Fireproof Coating Thickness Guide for Steel Structures
Fireproof coating thickness is not a single number for “60/90/120 minutes.” The required DFT depends mainly on fire rating time, the steel section factor (Hp/A), and the tested/certified system—manufacturers use loading tables or calculation tools to determine the correct thickness for each member.
What Is Fireproof Coating?
Fireproof coatings are passive fire protection (PFP) materials applied to steel to slow heat transfer in a fire, helping the steel stay below critical temperature for a required time. Many steel fireproofing systems use intumescent coatings that expand and form an insulating char when heated.
Thin-film vs thick-film vs intumescent (practical distinction)
In field terms, fireproofing is commonly grouped by build and application:
Thin-film intumescent: often used where aesthetics matter; typical DFTs are commonly in the millimeter range (final by design).
Thick-film intumescent / higher-build systems: used where higher build and durability demands exist; thickness may be higher than thin-film systems.
Other fireproofing approaches: may be used depending on spec and exposure (project-dependent).
Unique value (what buyers forget): “Fireproof paint” is not one product category—your standard (UL/BS), exposure (interior/exterior), and member geometry decide the correct system and thickness.
Why Fireproof Coating Thickness Matters
Steel loses strength as temperature rises, so the job of fireproofing is to limit the steel temperature rise long enough to meet the required fire resistance time. Thickness is effectively your “insulation budget” in the PFP design.
If thickness is too low:
Steel heats too fast → rating failure in fire test/design case.
If thickness is too high (applied incorrectly):
Risk of cracking, sagging, poor curing, and adhesion issues (project-dependent), and may violate system approval conditions.
Fireproof Coating Thickness Standards (what the spec is really asking)

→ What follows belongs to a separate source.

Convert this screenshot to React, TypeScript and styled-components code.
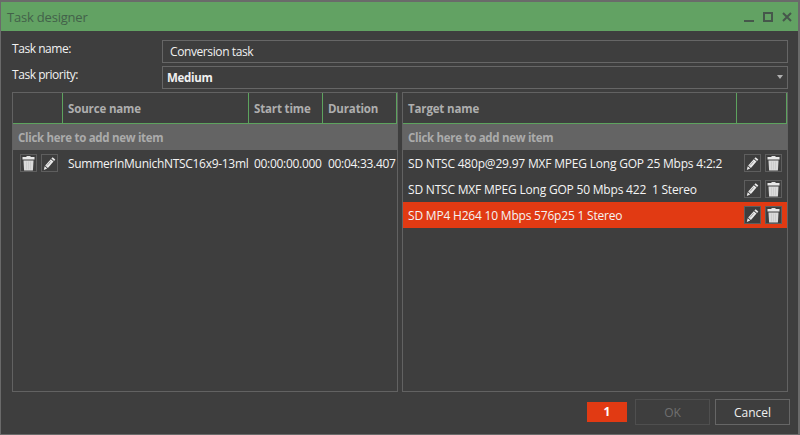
import React from 'react';
import styled, { createGlobalStyle } from 'styled-components';

const Global = createGlobalStyle`
  html, body { margin: 0; padding: 0; background: #3e3e3e; }
  body { font-family: "Open Sans", "Noto Sans", sans-serif; }
`;

const TrashIcon = () => (
  <svg width="13" height="15" viewBox="0 0 13 15">
    <rect x="4.5" y="0" width="4" height="1.5" fill="#e0e0e0" />
    <rect x="0.5" y="1" width="12" height="2.5" fill="#e8e8e8" />
    <path d="M1.5 4.5h10l-.6 10H2.1z" fill="#dadada" />
    <path d="M4.5 5.5v8M6.5 5.5v8M8.5 5.5v8" stroke="#c6c6c6" strokeWidth="0.7" />
  </svg>
);

const PencilIcon = () => (
  <svg width="13" height="15" viewBox="0 0 13 15">
    <path d="M9.6 1.2l2.7 2.4-1.2 1.4-2.7-2.4z" fill="#eaeaea" />
    <path d="M7.8 3.2l2.7 2.4-5.6 6.3-2.7-2.4z" fill="#eaeaea" />
    <path d="M7.6 5.4l-3.6 4.1" stroke="#8a8a8a" strokeWidth="0.8" />
    <path d="M1.7 10.2l2.5 2.2-3.4 1.5z" fill="#eaeaea" />
  </svg>
);

const Window = styled.div`
  width: 800px;
  height: 435px;
  box-sizing: border-box;
  border: 1px solid #6a6a6a;
  border-top-width: 2px;
  border-right-width: 2px;
  background: #3e3e3e;
  color: #f0f0f0;
  font-size: 12px;
  display: flex;
  flex-direction: column;
  overflow: hidden;
`;

const TitleBar = styled.div`
  height: 29px;
  flex: none;
  background: #62a263;
  display: flex;
  align-items: center;
  justify-content: space-between;
  padding: 0 6px 0 6px;
  color: #43614a;
  font-size: 13px;
  letter-spacing: -0.2px;
`;

const WindowControls = styled.div`
  display: flex;
  align-items: center;
  gap: 9px;
  color: #46574b;
`;

const Body = styled.div`
  flex: 1;
  display: flex;
  flex-direction: column;
  padding: 9px 10px 9px 11px;
`;

const FormRow = styled.div`
  display: grid;
  grid-template-columns: 150px 1fr;
  height: 22px;
  margin-bottom: 4px;
`;

const Label = styled.div`
  line-height: 18px;
  letter-spacing: -0.45px;
  color: #f2f2f2;
`;

const Field = styled.div<{ $bold?: boolean }>`
  position: relative;
  box-sizing: border-box;
  border: 1px solid #666;
  padding-left: ${(p) => (p.$bold ? 4 : 7)}px;
  line-height: 21px;
  font-size: ${(p) => (p.$bold ? 11.5 : 12)}px;
  letter-spacing: ${(p) => (p.$bold ? -0.3 : -0.4)}px;
  font-weight: ${(p) => (p.$bold ? 700 : 400)};
  color: #f0f0f0;
`;

const Caret = styled.span`
  position: absolute;
  right: 4px;
  top: 8px;
  width: 0;
  height: 0;
  border-left: 3px solid transparent;
  border-right: 3px solid transparent;
  border-top: 4px solid #b0b0b0;
`;

const Panels = styled.div`
  display: grid;
  grid-template-columns: 386px 386px;
  gap: 4px;
  height: 300px;
  flex: none;
`;

const Panel = styled.div`
  border: 1px solid #626262;
  display: flex;
  flex-direction: column;
  min-width: 0;
`;

const HeaderRow = styled.div`
  display: flex;
  height: 30px;
  border-bottom: 1px solid #5da35e;
  flex: none;
`;

const HeaderCell = styled.div<{ $w?: number }>`
  box-sizing: border-box;
  ${(p) => (p.$w ? `width: ${p.$w}px; flex: none;` : 'flex: 1;')}
  border-right: 1px solid #5da35e;
  padding-left: 5px;
  line-height: 32px;
  font-size: 11.5px;
  letter-spacing: -0.15px;
  font-weight: 700;
  color: #aeaeae;
  white-space: nowrap;
  overflow: hidden;
`;

const AddRow = styled.div`
  height: 26px;
  flex: none;
  background: #646464;
  color: #ababab;
  font-size: 11.5px;
  letter-spacing: -0.3px;
  font-weight: 700;
  line-height: 28px;
  padding-left: 5px;
`;

const Row = styled.div<{ $selected?: boolean }>`
  height: 26px;
  flex: none;
  display: flex;
  align-items: center;
  background: ${(p) => (p.$selected ? '#e13a13' : 'transparent')};
  color: #f4f4f4;
  white-space: pre;
  letter-spacing: -0.2px;
`;

const IconButton = styled.span`
  box-sizing: border-box;
  width: 17px;
  height: 18px;
  flex: none;
  display: flex;
  align-items: center;
  justify-content: center;
  border: 1px solid #5e5e5e;
  background: #3e3e3e;
  svg { display: block; }
`;

const IconGroup = styled.div<{ $left?: boolean }>`
  display: flex;
  gap: 4px;
  flex: none;
  margin-left: ${(p) => (p.$left ? '7px' : 'auto')};
  margin-right: ${(p) => (p.$left ? '0' : '5px')};
`;

const SourceCell = styled.span<{ $w: number; $pad: number }>`
  width: ${(p) => p.$w}px;
  padding-left: ${(p) => p.$pad}px;
  flex: none;
  box-sizing: border-box;
  letter-spacing: -0.3px;
`;

const TargetName = styled.span`
  padding-left: 5px;
  flex: 1;
  min-width: 0;
`;

const Footer = styled.div`
  display: flex;
  justify-content: flex-end;
  align-items: center;
  margin: 7px -2px 0 0;
  height: 26px;
  flex: none;
`;

const Badge = styled.div`
  width: 40px;
  height: 20px;
  background: #e13a13;
  color: #fff;
  font-weight: 700;
  text-align: center;
  line-height: 20px;
  margin-right: 8px;
`;

const Button = styled.div<{ $disabled?: boolean }>`
  box-sizing: border-box;
  width: 75px;
  height: 26px;
  margin-left: ${(p) => (p.$disabled ? 0 : 5)}px;
  border: 1px solid ${(p) => (p.$disabled ? '#4f4f4f' : '#666')};
  color: ${(p) => (p.$disabled ? '#707070' : '#f0f0f0')};
  text-align: center;
  line-height: 26px;
`;

const targets = [
  'SD NTSC 480p@29.97 MXF MPEG Long GOP 25 Mbps 4:2:2',
  'SD NTSC MXF MPEG Long GOP 50 Mbps 422  1 Stereo',
  'SD MP4 H264 10 Mbps 576p25 1 Stereo',
];

export default function App() {
  return (
    <>
      <Global />
      <Window>
        <TitleBar>
          <span>Task designer</span>
          <WindowControls>
            <svg width="10" height="10" viewBox="0 0 10 10">
              <rect x="0" y="8" width="10" height="2" fill="currentColor" />
            </svg>
            <svg width="10" height="10" viewBox="0 0 10 10">
              <rect x="1" y="1" width="8" height="8" fill="none" stroke="currentColor" strokeWidth="2" />
            </svg>
            <svg width="10" height="10" viewBox="0 0 10 10">
              <path d="M1 1l8 8M9 1l-8 8" stroke="currentColor" strokeWidth="2" />
            </svg>
          </WindowControls>
        </TitleBar>
        <Body>
          <FormRow>
            <Label>Task name:</Label>
            <Field>Conversion task</Field>
          </FormRow>
          <FormRow>
            <Label>Task priority:</Label>
            <Field $bold>
              Medium
              <Caret />
            </Field>
          </FormRow>
          <Panels>
            <Panel>
              <HeaderRow>
                <HeaderCell $w={50} />
                <HeaderCell $w={186}>Source name</HeaderCell>
                <HeaderCell $w={74}>Start time</HeaderCell>
                <HeaderCell>Duration</HeaderCell>
              </HeaderRow>
              <AddRow>Click here to add new item</AddRow>
              <Row>
                <IconGroup $left>
                  <IconButton><TrashIcon /></IconButton>
                  <IconButton><PencilIcon /></IconButton>
                </IconGroup>
                <SourceCell $w={196} $pad={10}>SummerInMunichNTSC16x9-13ml</SourceCell>
                <SourceCell $w={74} $pad={0}>00:00:00.000</SourceCell>
                <SourceCell $w={68} $pad={0}>00:04:33.407</SourceCell>
              </Row>
            </Panel>
            <Panel>
              <HeaderRow>
                <HeaderCell>Target name</HeaderCell>
                <HeaderCell $w={50} />
              </HeaderRow>
              <AddRow>Click here to add new item</AddRow>
              {targets.map((t, i) => (
                <Row key={t} $selected={i === 2}>
                  <TargetName>{t}</TargetName>
                  <IconGroup>
                    <IconButton><PencilIcon /></IconButton>
                    <IconButton><TrashIcon /></IconButton>
                  </IconGroup>
                </Row>
              ))}
            </Panel>
          </Panels>
          <Footer>
            <Badge>1</Badge>
            <Button $disabled>OK</Button>
            <Button>Cancel</Button>
          </Footer>
        </Body>
      </Window>
    </>
  );
}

Common fire resistance times
Many projects specify a required duration such as 30 / 60 / 90 / 120 minutes, but the correct DFT still depends on Hp/A and the certified system tables. Manufacturers provide loading tables to determine required DFT for each scenario.

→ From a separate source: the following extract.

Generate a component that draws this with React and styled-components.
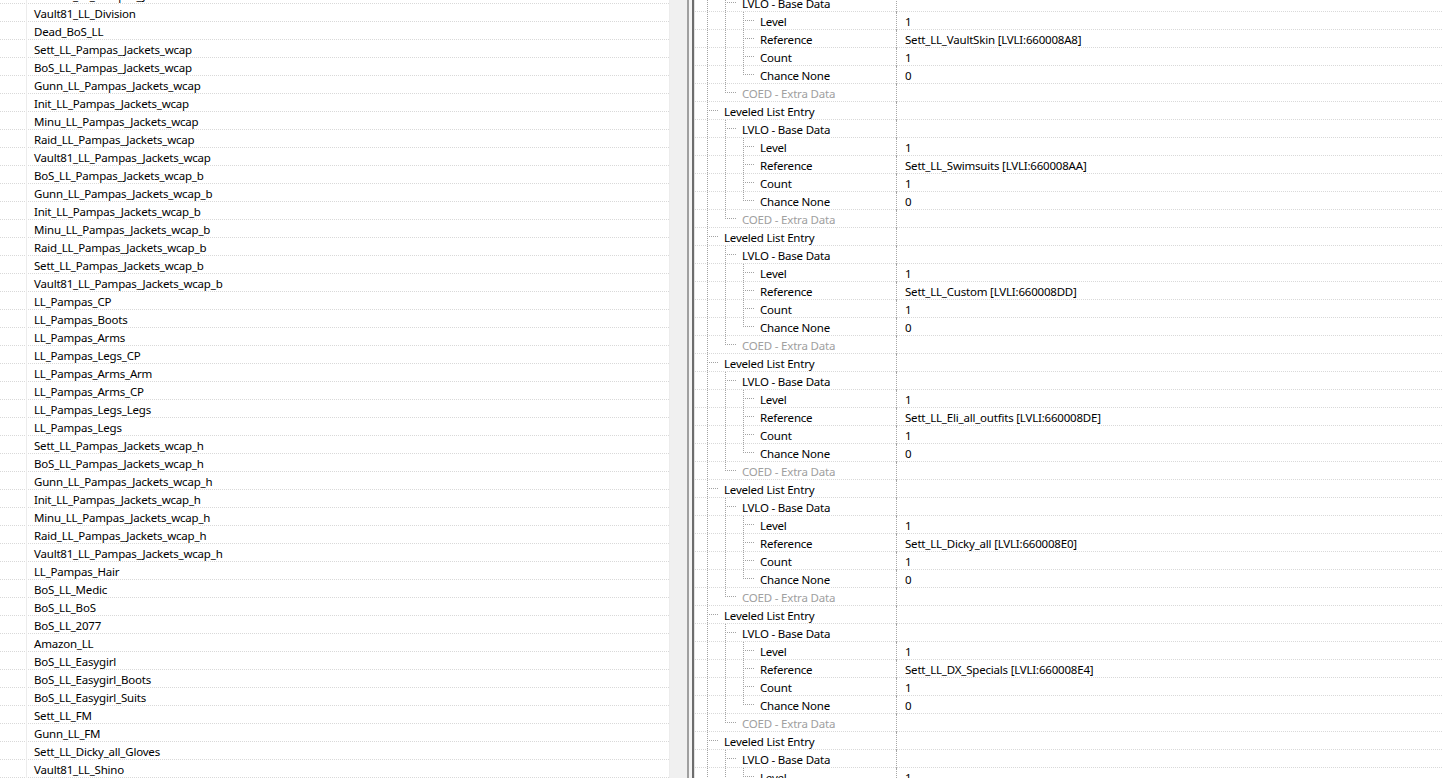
import React from "react";
import styled, { createGlobalStyle } from "styled-components";

const GlobalStyle = createGlobalStyle`
  html, body {
    margin: 0;
    padding: 0;
    background: #ffffff;
  }
  body {
    font-family: "Noto Sans", "Open Sans", sans-serif;
    font-size: 11.5px;
    letter-spacing: -0.2px;
    color: #000;
  }
`;

const Window = styled.div`
  display: flex;
  width: 100vw;
  height: 100vh;
  overflow: hidden;
  background: #fff;
`;

const ListPane = styled.div`
  width: 669px;
  flex: none;
  overflow: hidden;
  background: #fff;
  border-right: 1px solid #ececec;
`;

const ListBody = styled.div`
  margin-top: -14px;
`;

const Gutter = styled.div`
  width: 17px;
  flex: none;
  background: #f0f0f0;
`;

const Splitter = styled.div`
  width: 8px;
  flex: none;
  display: flex;
  background: #f0f0f0;
`;

const SplitLine = styled.div`
  width: ${(p) => p.$w}px;
  background: ${(p) => p.$color};
`;

const TreePane = styled.div`
  flex: 1;
  overflow: hidden;
  background: #fff;
`;

const TreeBody = styled.div`
  margin-top: -24px;
`;

const gridLine = `
  background-image: linear-gradient(to right, #d9d9d9 50%, transparent 50%);
  background-size: 2px 1px;
  background-repeat: repeat-x;
  background-position: left bottom;
`;

const ListRow = styled.div`
  display: flex;
  height: 18px;
  box-sizing: border-box;
  ${gridLine}
`;

const MarkCell = styled.div`
  width: 26px;
  flex: none;
  border-right: 1px solid #ececec;
`;

const NameCell = styled.div`
  padding: 1px 0 0 7px;
  line-height: 17px;
  white-space: nowrap;
`;

const TreeRow = styled.div`
  display: flex;
  height: 18px;
  box-sizing: border-box;
  ${gridLine}
`;

const TreeCell = styled.div`
  width: 202px;
  flex: none;
  display: flex;
  padding-left: 3px;
  box-sizing: border-box;
  border-right: 1px dotted #a6a6a6;
  overflow: hidden;
`;

const dots = "#a3a3a3";

const Guide = styled.div`
  width: 18px;
  height: 18px;
  flex: none;
  position: relative;

  &::before {
    content: "";
    display: ${(p) => (p.$line === "none" ? "none" : "block")};
    position: absolute;
    left: 9px;
    top: 0;
    width: 1px;
    height: ${(p) => (p.$line === "top" ? "9px" : "18px")};
    background-image: linear-gradient(to bottom, ${dots} 50%, transparent 50%);
    background-size: 1px 2px;
  }

  &::after {
    content: "";
    display: ${(p) => (p.$branch ? "block" : "none")};
    position: absolute;
    left: 11px;
    top: 8px;
    width: 9px;
    height: 1px;
    background-image: linear-gradient(to right, ${dots} 50%, transparent 50%);
    background-size: 2px 1px;
  }
`;

const Label = styled.div`
  padding: 1px 0 0 8px;
  line-height: 17px;
  white-space: nowrap;
  color: ${(p) => (p.$muted ? "#a0a0a0" : "#000")};
`;

const ValueCell = styled.div`
  padding: 1px 0 0 8px;
  line-height: 17px;
  white-space: nowrap;
`;

const names = [
  "Vault81_LL_Pampas_Jeans",
  "Vault81_LL_Division",
  "Dead_BoS_LL",
  "Sett_LL_Pampas_Jackets_wcap",
  "BoS_LL_Pampas_Jackets_wcap",
  "Gunn_LL_Pampas_Jackets_wcap",
  "Init_LL_Pampas_Jackets_wcap",
  "Minu_LL_Pampas_Jackets_wcap",
  "Raid_LL_Pampas_Jackets_wcap",
  "Vault81_LL_Pampas_Jackets_wcap",
  "BoS_LL_Pampas_Jackets_wcap_b",
  "Gunn_LL_Pampas_Jackets_wcap_b",
  "Init_LL_Pampas_Jackets_wcap_b",
  "Minu_LL_Pampas_Jackets_wcap_b",
  "Raid_LL_Pampas_Jackets_wcap_b",
  "Sett_LL_Pampas_Jackets_wcap_b",
  "Vault81_LL_Pampas_Jackets_wcap_b",
  "LL_Pampas_CP",
  "LL_Pampas_Boots",
  "LL_Pampas_Arms",
  "LL_Pampas_Legs_CP",
  "LL_Pampas_Arms_Arm",
  "LL_Pampas_Arms_CP",
  "LL_Pampas_Legs_Legs",
  "LL_Pampas_Legs",
  "Sett_LL_Pampas_Jackets_wcap_h",
  "BoS_LL_Pampas_Jackets_wcap_h",
  "Gunn_LL_Pampas_Jackets_wcap_h",
  "Init_LL_Pampas_Jackets_wcap_h",
  "Minu_LL_Pampas_Jackets_wcap_h",
  "Raid_LL_Pampas_Jackets_wcap_h",
  "Vault81_LL_Pampas_Jackets_wcap_h",
  "LL_Pampas_Hair",
  "BoS_LL_Medic",
  "BoS_LL_BoS",
  "BoS_LL_2077",
  "Amazon_LL",
  "BoS_LL_Easygirl",
  "BoS_LL_Easygirl_Boots",
  "BoS_LL_Easygirl_Suits",
  "Sett_LL_FM",
  "Gunn_LL_FM",
  "Sett_LL_Dicky_all_Gloves",
  "Vault81_LL_Shino",
  "Sett_LL_Shino",
];

const references = [
  "Sett_LL_VaultSkin [LVLI:660008A8]",
  "Sett_LL_Swimsuits [LVLI:660008AA]",
  "Sett_LL_Custom [LVLI:660008DD]",
  "Sett_LL_Eli_all_outfits [LVLI:660008DE]",
  "Sett_LL_Dicky_all [LVLI:660008E0]",
  "Sett_LL_DX_Specials [LVLI:660008E4]",
  "Sett_LL_Shino [LVLI:660008E6]",
];

// each row: guides for the ancestors, then the connector for the node itself
function entryRows(ref) {
  return [
    { label: "Leveled List Entry", guides: [], conn: "full" },
    { label: "LVLO - Base Data", guides: ["full"], conn: "full" },
    { label: "Level", value: "1", guides: ["full", "full"], conn: "full" },
    { label: "Reference", value: ref, guides: ["full", "full"], conn: "full" },
    { label: "Count", value: "1", guides: ["full", "full"], conn: "full" },
    { label: "Chance None", value: "0", guides: ["full", "full"], conn: "top" },
    { label: "COED - Extra Data", guides: ["full"], conn: "top", muted: true },
  ];
}

const treeRows = references.flatMap(entryRows);

function TreeNode({ row }) {
  return (
    <TreeRow>
      <TreeCell>
        {row.guides.map((g, i) => (
          <Guide key={i} $line={g} />
        ))}
        <Guide $line={row.conn} $branch />
        <Label $muted={row.muted}>{row.label}</Label>
      </TreeCell>
      <ValueCell>{row.value}</ValueCell>
    </TreeRow>
  );
}

export default function App() {
  return (
    <>
      <GlobalStyle />
      <Window>
        <ListPane>
          <ListBody>
            {names.map((n, i) => (
              <ListRow key={i}>
                <MarkCell />
                <NameCell>{n}</NameCell>
              </ListRow>
            ))}
          </ListBody>
        </ListPane>
        <Gutter />
        <Splitter>
          <SplitLine $w={2} $color="#a0a0a0" />
          <SplitLine $w={3} $color="#f4f4f4" />
          <SplitLine $w={2} $color="#6d6d6d" />
          <SplitLine $w={1} $color="#e3e3e3" />
        </Splitter>
        <TreePane>
          <TreeBody>
            {treeRows.map((r, i) => (
              <TreeNode key={i} row={r} />
            ))}
          </TreeBody>
        </TreePane>
      </Window>
    </>
  );
}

Cellulosic vs hydrocarbon rapid-rise (critical)
The required standard depends on the fire scenario:
Cellulosic fire exposure is typical for building-type fire scenarios.
Hydrocarbon rapid-rise exposure is relevant for petrochemical/oil & gas; UL notes UL 1709 adoption for rapid-rise hydrocarbon fire scenarios and stresses that certification details must be followed to maintain rating.
Engineering takeaway: If you specify the wrong scenario, you will select the wrong DFT table and may fail owner approval.
Step-by-step: How to determine required thickness (DFT)
Step 1: Gather the steel member data (Hp/A)
The required DFT depends on steel section factor, also called Hp/A (and sometimes A/V or ksm). Higher Hp/A sections heat faster and typically require more fire protection thickness than lower Hp/A sections for the same rating time.
Step 2: Confirm fire rating time and standard
Provide:
Required time (30/60/90/120 min)
Fire scenario/standard (cellulosic vs hydrocarbon rapid-rise)
Step 3: Use manufacturer loading tables (do not guess)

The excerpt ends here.